L’angolo di Michele Anselmi | Scritto per Cinemonitor

Emir Kusturica ce l’ha con la Nato, e magari ha pure ragione dal suo punto di vista. Ma francamente non sta qui il problema di “On the Milky Road”, sottotitolo italiano “Sulla via lattea” (in senso concreto e metaforico). Ha impiegato anni il regista serbo-croato, classe 1954, a terminare questo film, forse il suo più faticoso e tormentato; e ci sono voluti altri nove mesi perché uscisse l’11 maggio, distribuito da Europictures, dopo l’anteprima in concorso alla Mostra di Venezia 2016. Il giovane regista di Sarajevo che nel 1981 spiazzò tutti al Lido col suo “Ti ricordi Dolly Bell?”, aggiudicandosi subito il Leone d’oro per il miglior esordio, è ormai un pallido e fracassone fantasma di se stesso. Da tempo non ha più niente da dire, se non vivere di una certa aura da cineasta maledetto tendente all’alcolico, un po’ musicista rock e un po’ ammiratore di Putin, sempre scapigliato e arruffone.
Ci si chiede se il regista creda davvero a ciò che afferma nelle interviste, quando spiega: «Mi piace pensare a questo film come a una fiaba moderna sviluppatasi a partire da vari strati della mia vita». Bisogna diffidare delle “fiabe moderne”, al cinema, perché la formula sa di contenitore buono per tutti gli usi; certamente, in questo caso, utile a riciclare con fragoroso manierismo alcuni arcinoti cliché: le trombe, le fisarmoniche, le gag velocizzate, la sanguigna voracità degli slavi in fatto di cibo e sesso, i falchi, le capre, i serpenti, le oche che s’immergono nel sangue di un maiale appena sgozzato, la natura che resiste alle offese della guerra, gli spari per aria, le donne sfrenate.
“Tratto da tre storie vere e molta fantasia” avverte una scritta sui titoli di testa. Eccoci così di nuovo paracadutati nella guerra civile che insanguinò l’ex Jugoslavia. Kosta, cioè lo stesso Kusturica in veste d’attore, è un sopravvissuto che ogni mattina attraversa la linea del fuoco, a cavallo di un asino e “protetto” da un ombrello, per rifornire la sua guarnigione di latte. Le pallottole sembrano magicamente risparmiarlo, una giovane e sensuale ragazza vuole sposarlo, il conflitto sembra stia finendo. Ma una misteriosa donna italiana, cioè Monica Bellucci, entra prepotentemente nella sua vita.
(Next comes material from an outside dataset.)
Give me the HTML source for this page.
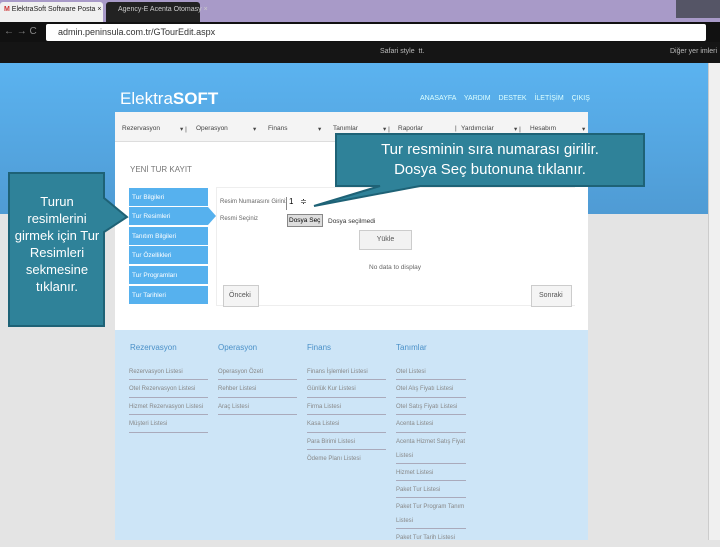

Promessa in sposa a un “eroe” guercio da un occhio che sta per tornare, la “straniera” custodisce un ambiguo passato; un generale dei Caschi Blu è finito in carcere per lei e ora l’uomo la rivuole indietro, viva o morta. Sicché, benché sia scoppiata la pace, tre killer delle squadre speciali arrivano nel borgo in festa per regolare i conti con la svergognata e distruggere tutto. Il lattaio e l’italiana, salvi per miracolo, scappano inseguiti dal terzetto, e il film si trasforma in una lunga caccia verso la speranza.
«Ci vuole un lieto fine» teorizza Kusturica per bocca del suo personaggio. Non andrà proprio così, ma l’epilogo, ambientato tre lustri dopo quegli eventi, pur riciclando un’immagine già sfruttata dal regista nel cortometraggio “Our Life”, è la cosa più azzeccata del film, perché introduce un elemento di meditazione spirituale in un clima spesso inutilmente fasullo e survoltato, tra botti, lanciafiamme e poetiche farfalline. Il regista, come attore, è quello che è: poco espressivo e assai vanitoso. Molto meglio la nostra Monica Bellucci, che nella versione originale parla la lingua locale (a parte quando intona “La più bella del mondo” di Marino Marini), si sottopone alle ruvidezze avventurose della fuga e sfodera una bellezza calda e protettiva in linea con la storia romantica.